The Federal Government Should Not Waste the Opportunity to Address Algorithmic Discrimination
Automated decision-making systems are increasingly being used to make important decisions in key areas of people’s lives. The vast majority of large employers in the U.S. — including 99 percent of Fortune 500 companies — use software to evaluate job applicants, and once hired, similar software is increasingly used to continuously surveil employees. Ninety percent of landlords use screening services, which are often powered by automated systems, to evaluate potential tenants.
These automated tools are a prevalent and entrenched part of our modern economic and social systems, and there is clear evidence that they can create and enable pervasive harm. For example, the automated tools frequently used by landlords to screen potential tenants are notoriously riddled with errors, locking consumers — disproportionately Black and Latinx renters — out of accessing housing. In the context of employment, the ACLU and other civil rights and technology organizations have repeatedly raised concerns about hiring discrimination facilitated or exacerbated by these technologies. There are many examples of algorithmically driven or amplified racial discrimination, gender discrimination, and disability discrimination in this area. In financial services, discriminatory automated systems are regularly used in high-stakes areas, impacting people’s ability to access credit and mortgages.
Automated decision-making systems are increasingly being used to make important decisions in key areas of people’s lives.
It is clear that relying on voluntary efforts of companies building and deploying automated decision-making systems has not been and will not be sufficient to address these harms. That’s why last month, the ACLU responded to the Federal Trade Commission (FTC)’s request for comment on harms stemming from commercial surveillance and lax data security practices. We are calling on the commission to adopt binding rules to identify and prevent algorithmic discrimination.
These problems are multi-faceted. Automated decision-making systems are often built and deployed in ecosystems and institutions already marked by entrenched discrimination — including in health care, the criminal legal system, and the family regulation system. Built and evaluated by humans, automated decision-making tools are often developed using data that reflects systemic discrimination and abusive data collection practices. Attempting to predict outcomes based on this data can create feedback loops that further systemic discrimination. These compounding issues can rear their heads throughout an automated decision-making system’s design and deployment. Moreover, these systems are often operated and deployed in such a way that impacted individuals and communities might not even know that they are interacting with these systems, let alone how they work — yet could still be materially affected by the system’s decision-making process and errors.

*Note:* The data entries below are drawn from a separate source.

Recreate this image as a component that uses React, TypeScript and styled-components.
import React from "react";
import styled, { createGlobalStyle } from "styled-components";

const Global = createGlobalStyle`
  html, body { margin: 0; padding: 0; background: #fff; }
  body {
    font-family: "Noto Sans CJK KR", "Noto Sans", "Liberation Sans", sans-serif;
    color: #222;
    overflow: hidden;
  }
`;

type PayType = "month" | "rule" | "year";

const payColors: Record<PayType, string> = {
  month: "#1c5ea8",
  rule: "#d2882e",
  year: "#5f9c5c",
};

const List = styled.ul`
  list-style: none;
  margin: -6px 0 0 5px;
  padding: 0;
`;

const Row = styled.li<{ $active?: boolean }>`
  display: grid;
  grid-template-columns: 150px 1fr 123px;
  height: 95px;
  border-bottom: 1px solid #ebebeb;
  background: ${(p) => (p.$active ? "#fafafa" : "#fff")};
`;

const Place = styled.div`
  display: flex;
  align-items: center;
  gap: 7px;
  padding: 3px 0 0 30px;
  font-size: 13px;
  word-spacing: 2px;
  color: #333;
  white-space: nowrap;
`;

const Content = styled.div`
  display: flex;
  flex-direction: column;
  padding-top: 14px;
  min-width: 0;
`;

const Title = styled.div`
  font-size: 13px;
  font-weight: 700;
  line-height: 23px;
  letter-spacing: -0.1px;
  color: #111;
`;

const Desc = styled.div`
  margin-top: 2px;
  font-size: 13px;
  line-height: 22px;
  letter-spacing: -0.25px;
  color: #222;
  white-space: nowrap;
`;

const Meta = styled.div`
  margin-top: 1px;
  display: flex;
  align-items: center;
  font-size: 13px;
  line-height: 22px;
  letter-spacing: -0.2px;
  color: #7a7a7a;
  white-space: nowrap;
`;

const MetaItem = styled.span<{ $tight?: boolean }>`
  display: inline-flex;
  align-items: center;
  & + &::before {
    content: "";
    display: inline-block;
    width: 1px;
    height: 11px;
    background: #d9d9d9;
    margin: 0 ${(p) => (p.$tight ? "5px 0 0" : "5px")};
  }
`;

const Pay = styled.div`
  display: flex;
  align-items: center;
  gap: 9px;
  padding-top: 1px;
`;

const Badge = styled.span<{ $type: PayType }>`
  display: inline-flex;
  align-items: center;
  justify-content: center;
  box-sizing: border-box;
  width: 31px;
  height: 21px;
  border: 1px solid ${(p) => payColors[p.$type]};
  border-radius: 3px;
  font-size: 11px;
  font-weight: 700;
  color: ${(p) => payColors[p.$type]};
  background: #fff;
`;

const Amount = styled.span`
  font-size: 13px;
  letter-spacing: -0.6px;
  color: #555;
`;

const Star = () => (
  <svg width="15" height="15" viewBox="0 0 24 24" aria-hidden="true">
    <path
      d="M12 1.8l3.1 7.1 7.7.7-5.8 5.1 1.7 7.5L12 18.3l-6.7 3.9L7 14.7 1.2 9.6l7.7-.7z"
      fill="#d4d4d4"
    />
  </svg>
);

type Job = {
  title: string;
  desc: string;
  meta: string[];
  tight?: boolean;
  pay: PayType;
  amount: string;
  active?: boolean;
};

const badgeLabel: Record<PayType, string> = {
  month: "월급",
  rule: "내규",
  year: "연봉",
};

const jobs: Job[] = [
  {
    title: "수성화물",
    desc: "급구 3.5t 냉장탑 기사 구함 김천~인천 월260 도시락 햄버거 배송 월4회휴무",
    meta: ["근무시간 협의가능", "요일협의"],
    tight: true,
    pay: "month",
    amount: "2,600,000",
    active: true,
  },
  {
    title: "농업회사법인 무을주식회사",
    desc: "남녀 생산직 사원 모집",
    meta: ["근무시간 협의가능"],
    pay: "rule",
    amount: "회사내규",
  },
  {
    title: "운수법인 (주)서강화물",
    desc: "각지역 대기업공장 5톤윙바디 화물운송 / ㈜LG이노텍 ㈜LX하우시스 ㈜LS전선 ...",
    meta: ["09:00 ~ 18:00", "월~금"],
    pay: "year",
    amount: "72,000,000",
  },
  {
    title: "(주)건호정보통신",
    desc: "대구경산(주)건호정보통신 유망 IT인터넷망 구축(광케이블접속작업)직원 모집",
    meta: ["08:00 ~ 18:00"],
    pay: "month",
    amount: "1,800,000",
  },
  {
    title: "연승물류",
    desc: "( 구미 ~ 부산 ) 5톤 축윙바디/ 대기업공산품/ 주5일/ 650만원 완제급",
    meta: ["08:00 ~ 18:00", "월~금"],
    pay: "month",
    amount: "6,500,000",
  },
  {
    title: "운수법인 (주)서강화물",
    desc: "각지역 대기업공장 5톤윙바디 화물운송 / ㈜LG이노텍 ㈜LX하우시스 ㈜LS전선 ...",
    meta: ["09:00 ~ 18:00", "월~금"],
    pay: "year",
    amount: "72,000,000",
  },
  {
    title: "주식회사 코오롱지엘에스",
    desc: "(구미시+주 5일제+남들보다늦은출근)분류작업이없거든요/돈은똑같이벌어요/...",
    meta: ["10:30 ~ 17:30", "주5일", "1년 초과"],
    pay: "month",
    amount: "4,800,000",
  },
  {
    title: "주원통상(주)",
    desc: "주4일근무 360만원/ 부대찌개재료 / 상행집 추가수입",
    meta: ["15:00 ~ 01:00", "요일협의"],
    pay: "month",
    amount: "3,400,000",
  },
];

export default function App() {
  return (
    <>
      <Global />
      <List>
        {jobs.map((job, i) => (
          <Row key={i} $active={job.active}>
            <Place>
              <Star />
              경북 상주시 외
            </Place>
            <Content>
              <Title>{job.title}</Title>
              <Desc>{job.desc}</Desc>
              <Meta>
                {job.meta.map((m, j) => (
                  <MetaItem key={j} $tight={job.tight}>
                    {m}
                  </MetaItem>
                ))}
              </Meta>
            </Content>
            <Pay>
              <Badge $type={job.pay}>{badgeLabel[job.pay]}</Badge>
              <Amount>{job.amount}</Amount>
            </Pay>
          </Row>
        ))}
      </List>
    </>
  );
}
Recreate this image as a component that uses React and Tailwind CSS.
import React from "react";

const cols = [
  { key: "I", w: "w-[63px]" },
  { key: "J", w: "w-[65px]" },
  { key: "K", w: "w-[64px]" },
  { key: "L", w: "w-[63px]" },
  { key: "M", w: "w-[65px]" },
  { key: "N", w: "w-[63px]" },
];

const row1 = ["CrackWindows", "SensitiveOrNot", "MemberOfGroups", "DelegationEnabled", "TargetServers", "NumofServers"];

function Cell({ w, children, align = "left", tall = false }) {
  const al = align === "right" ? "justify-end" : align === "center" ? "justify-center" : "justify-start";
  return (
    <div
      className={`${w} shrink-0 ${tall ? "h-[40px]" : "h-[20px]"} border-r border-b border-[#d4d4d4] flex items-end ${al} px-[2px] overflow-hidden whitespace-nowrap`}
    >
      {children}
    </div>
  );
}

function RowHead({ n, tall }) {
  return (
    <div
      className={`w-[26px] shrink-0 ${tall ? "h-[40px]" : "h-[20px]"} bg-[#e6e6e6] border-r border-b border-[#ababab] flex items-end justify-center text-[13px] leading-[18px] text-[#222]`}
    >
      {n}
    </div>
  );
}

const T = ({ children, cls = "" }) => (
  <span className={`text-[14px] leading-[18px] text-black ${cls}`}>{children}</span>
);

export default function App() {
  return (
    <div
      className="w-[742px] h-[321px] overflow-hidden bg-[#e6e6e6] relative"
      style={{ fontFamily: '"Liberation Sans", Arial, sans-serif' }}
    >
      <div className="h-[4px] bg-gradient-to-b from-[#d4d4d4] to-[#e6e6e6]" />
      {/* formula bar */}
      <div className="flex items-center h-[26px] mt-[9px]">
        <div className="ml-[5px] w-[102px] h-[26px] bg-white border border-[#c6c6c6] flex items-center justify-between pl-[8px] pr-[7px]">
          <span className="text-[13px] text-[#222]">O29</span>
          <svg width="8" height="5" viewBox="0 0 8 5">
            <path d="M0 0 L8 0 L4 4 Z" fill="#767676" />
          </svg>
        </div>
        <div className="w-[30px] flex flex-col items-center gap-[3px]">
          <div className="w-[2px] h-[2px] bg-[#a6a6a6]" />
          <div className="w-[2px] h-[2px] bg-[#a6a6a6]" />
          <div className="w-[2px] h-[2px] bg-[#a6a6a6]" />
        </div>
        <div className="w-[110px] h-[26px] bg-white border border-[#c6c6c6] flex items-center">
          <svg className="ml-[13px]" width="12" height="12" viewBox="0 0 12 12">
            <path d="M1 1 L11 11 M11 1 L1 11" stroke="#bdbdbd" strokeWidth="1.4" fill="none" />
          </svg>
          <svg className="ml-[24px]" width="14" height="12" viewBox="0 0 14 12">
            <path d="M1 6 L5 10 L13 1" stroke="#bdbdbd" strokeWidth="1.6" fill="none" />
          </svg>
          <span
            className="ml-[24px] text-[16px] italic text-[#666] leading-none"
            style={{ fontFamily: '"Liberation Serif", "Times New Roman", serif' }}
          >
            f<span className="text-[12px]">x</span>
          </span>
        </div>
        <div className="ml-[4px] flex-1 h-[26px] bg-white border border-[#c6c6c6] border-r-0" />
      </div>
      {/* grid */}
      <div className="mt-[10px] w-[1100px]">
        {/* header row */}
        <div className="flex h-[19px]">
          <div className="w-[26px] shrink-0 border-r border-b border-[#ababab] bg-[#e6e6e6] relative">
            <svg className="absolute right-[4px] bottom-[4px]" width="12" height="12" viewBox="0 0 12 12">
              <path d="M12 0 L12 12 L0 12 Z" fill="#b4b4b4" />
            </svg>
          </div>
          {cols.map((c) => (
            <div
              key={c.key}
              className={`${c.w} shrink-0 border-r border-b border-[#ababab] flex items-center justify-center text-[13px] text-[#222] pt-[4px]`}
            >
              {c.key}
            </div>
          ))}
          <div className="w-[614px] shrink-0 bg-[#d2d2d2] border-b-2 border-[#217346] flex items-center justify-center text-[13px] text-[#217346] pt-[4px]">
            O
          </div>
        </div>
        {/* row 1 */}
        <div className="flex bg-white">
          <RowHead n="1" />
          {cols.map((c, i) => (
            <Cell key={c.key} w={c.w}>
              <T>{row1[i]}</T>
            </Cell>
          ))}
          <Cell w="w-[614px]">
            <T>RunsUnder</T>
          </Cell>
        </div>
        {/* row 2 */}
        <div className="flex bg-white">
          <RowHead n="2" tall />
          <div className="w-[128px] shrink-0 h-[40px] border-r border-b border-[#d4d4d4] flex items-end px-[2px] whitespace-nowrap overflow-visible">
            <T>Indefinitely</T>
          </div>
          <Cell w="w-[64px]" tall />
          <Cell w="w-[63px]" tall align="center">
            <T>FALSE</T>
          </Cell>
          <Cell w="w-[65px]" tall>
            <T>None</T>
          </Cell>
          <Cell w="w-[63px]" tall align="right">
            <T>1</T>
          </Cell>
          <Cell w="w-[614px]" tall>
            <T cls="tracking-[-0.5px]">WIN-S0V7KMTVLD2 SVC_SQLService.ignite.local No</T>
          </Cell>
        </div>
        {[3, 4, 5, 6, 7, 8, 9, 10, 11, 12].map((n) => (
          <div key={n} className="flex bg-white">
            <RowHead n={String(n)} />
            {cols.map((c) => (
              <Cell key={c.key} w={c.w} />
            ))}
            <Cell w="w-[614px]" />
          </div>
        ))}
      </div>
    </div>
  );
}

These automated tools are a prevalent and entrenched part of our modern economic and social systems, and there is clear evidence that they can create and enable pervasive harm.

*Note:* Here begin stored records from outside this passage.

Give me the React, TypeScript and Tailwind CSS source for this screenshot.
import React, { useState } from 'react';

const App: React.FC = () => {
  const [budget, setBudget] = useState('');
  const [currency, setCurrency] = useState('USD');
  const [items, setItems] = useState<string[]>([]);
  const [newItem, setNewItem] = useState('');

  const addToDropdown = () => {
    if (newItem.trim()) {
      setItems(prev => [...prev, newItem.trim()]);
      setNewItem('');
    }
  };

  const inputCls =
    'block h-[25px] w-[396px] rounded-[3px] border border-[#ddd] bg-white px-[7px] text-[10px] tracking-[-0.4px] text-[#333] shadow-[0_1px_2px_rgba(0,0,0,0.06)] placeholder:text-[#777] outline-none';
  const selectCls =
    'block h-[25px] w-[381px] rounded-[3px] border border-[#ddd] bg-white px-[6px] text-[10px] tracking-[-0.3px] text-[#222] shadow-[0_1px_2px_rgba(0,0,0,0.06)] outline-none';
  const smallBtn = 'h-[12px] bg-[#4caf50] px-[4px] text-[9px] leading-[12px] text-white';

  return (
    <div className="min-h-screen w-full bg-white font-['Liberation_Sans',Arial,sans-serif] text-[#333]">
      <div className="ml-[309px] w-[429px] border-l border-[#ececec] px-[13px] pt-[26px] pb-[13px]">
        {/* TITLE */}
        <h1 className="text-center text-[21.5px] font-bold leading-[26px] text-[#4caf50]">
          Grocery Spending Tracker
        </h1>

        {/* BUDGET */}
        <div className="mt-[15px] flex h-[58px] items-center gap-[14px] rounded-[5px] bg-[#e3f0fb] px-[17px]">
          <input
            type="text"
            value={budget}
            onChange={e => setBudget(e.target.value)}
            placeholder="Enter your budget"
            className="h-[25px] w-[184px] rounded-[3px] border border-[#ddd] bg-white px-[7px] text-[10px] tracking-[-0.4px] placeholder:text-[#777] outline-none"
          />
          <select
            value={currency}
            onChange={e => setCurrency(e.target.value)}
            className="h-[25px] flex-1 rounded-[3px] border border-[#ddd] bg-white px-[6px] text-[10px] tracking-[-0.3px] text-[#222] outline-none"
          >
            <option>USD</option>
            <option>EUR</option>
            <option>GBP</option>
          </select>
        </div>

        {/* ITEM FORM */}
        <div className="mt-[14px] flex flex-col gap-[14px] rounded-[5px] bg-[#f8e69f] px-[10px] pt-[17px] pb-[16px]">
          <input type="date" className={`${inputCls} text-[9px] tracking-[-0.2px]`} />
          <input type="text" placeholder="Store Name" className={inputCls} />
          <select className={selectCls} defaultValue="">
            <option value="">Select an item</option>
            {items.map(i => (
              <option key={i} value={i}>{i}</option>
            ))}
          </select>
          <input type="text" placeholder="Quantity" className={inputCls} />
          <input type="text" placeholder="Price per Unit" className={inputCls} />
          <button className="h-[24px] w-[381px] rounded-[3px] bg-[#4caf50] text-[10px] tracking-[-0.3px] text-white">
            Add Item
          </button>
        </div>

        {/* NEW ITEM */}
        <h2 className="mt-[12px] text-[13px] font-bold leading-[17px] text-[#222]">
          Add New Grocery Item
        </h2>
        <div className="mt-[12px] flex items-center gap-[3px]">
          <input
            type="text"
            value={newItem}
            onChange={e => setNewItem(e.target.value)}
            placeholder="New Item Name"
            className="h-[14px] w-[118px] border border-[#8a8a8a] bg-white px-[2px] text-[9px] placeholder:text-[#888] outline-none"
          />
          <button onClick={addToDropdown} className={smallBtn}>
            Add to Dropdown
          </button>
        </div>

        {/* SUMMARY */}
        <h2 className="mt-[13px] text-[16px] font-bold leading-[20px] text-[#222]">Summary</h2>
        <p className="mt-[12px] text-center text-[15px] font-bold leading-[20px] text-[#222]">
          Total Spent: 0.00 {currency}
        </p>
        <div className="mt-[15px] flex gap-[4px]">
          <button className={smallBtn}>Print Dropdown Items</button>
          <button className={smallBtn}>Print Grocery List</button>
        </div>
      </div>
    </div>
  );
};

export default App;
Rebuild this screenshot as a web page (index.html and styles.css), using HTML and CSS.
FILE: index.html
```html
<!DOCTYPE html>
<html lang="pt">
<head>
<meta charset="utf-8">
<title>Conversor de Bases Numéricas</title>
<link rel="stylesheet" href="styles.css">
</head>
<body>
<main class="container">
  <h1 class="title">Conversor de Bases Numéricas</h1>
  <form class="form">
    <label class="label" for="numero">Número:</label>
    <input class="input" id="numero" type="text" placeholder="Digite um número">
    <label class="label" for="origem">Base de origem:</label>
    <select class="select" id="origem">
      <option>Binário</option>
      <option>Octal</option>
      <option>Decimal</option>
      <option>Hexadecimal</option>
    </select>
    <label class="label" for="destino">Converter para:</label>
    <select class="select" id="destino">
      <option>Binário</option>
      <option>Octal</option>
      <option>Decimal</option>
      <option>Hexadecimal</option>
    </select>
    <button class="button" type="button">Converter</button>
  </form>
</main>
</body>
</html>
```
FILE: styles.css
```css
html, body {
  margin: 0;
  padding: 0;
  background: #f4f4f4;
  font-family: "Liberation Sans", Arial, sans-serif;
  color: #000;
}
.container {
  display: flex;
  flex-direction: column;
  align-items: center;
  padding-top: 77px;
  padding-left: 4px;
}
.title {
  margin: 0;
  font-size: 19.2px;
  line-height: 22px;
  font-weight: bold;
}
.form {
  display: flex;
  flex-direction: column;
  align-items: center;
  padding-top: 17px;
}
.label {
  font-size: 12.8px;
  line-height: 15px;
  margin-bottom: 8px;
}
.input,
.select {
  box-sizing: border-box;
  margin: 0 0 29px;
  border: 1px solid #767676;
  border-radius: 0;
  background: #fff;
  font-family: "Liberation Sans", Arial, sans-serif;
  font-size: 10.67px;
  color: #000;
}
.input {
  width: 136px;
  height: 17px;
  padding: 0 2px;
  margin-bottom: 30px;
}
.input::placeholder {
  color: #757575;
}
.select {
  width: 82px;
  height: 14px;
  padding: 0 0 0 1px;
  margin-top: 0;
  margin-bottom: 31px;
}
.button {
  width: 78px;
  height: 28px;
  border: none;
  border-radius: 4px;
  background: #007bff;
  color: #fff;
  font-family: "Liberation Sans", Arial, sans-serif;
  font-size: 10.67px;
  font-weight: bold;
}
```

The commission should establish tailored requirements for companies to undergo independent external audits of their automated decision-making systems. As highlighted in our comment, the commission can adopt these rules to prevent discrimination without contravening the First Amendment or Section 230 of the Communications Decency Act. The commission should consider requiring companies to adopt a comprehensive auditing framework to govern the use of automated decision-making systems and set clear standards for that framework. That’s because the harms of automated decision-making systems are best assessed as part of holistic efforts to understand the selection, design, and deployment of such tools.

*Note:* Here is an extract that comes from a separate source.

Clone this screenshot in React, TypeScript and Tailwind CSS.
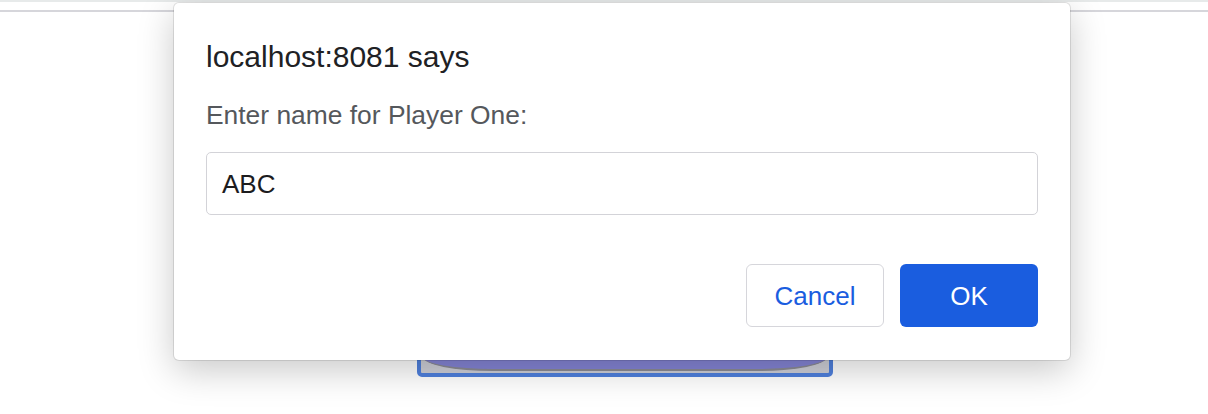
export default function App() {
  return (
    <div
      className="relative h-[414px] w-full overflow-hidden bg-white"
      style={{ fontFamily: "'Liberation Sans', Arial, sans-serif" }}
    >
      {/* page underneath */}
      <div className="h-[2px] bg-[#e7eaea]" />
      <div className="mt-[8px] h-[2px] bg-[#d6d6db]" />
      <div className="ml-[417px] mt-[305px] h-[60px] w-[416px] rounded-[5px] border-[4px] border-[#4f80dd] bg-[#cfd0d8] p-[2px]">
        <div className="h-full rounded-b-[70px_14px] border-b-2 border-[#8c8c94] bg-[#8585d6]" />
      </div>

      {/* prompt dialog */}
      <div className="absolute left-[174px] top-[3px] flex h-[357px] w-[896px] flex-col rounded-[5px] bg-white px-8 pt-9 shadow-[0_10px_36px_rgba(0,0,0,0.22),0_0_0_1px_rgba(0,0,0,0.1)]">
        <p className="text-[30px] leading-[36px] text-[#202124]">localhost:8081 says</p>
        <p className="mt-6 text-[26.4px] leading-[32px] text-[#55585c]">Enter name for Player One:</p>
        <div className="mt-[21px] flex h-[63px] items-center rounded-[5px] border border-[#d3d3d8] pl-[15px] text-[26px] leading-[32px] text-[#1c1c1e]">
          ABC
        </div>
        <div className="mt-[49px] flex justify-end gap-4">
          <button className="h-[63px] w-[138px] rounded-[6px] border border-[#d6d6db] bg-white text-[26px] leading-[32px] text-[#1a5ddf]">
            Cancel
          </button>
          <button className="h-[63px] w-[138px] rounded-[6px] bg-[#1a5ddf] text-[26px] leading-[32px] text-white">
            OK
          </button>
        </div>
      </div>
    </div>
  );
}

These efforts should include meaningful engagement with people directly impacted by the deployment of automated decision-making systems. Companies should be required to undergo evaluations of the potential risks and harms of their algorithmic systems both before they are built and continuously if they are deployed. When these evaluations demonstrate the potential for algorithmic bias or other harms, companies can and should decommission or terminate the tools. To promote objectivity in evaluating algorithmic systems, these assessments should be carried out by independent external auditors who are provided with meaningful access to internal company systems under appropriate privacy controls.
That’s why last month, the ACLU responded to the Federal Trade Commission (FTC)’s request for comment on harms stemming from commercial surveillance and lax data security practices.
To enact these new rules, the commission should also collaborate with external researchers, advocacy organizations, and other government agencies. For example, the ACLU has previously called for the commission to collaborate with other civil rights agencies to address technology-driven housing discrimination and employment discrimination. New requirements established by the commission can and should co-exist with standards and guidance currently being developed by other agencies, such as the National Institute of Standards and Technology’s (NIST) Artificial Intelligence (AI) Risk Management Framework. The ACLU recently also provided recommendations to NIST to ensure that the AI Risk Management Framework centers impacted communities in efforts to address the harms of AI systems.
In a digital age, protecting our civil rights and civil liberties demands that we address the harms of algorithmic systems. Strong protections that address algorithmic discrimination have the potential to benefit all people and can make AI systems work better for everyone. The commission should act now to provide much-needed protection from the harms of automated decision-making systems.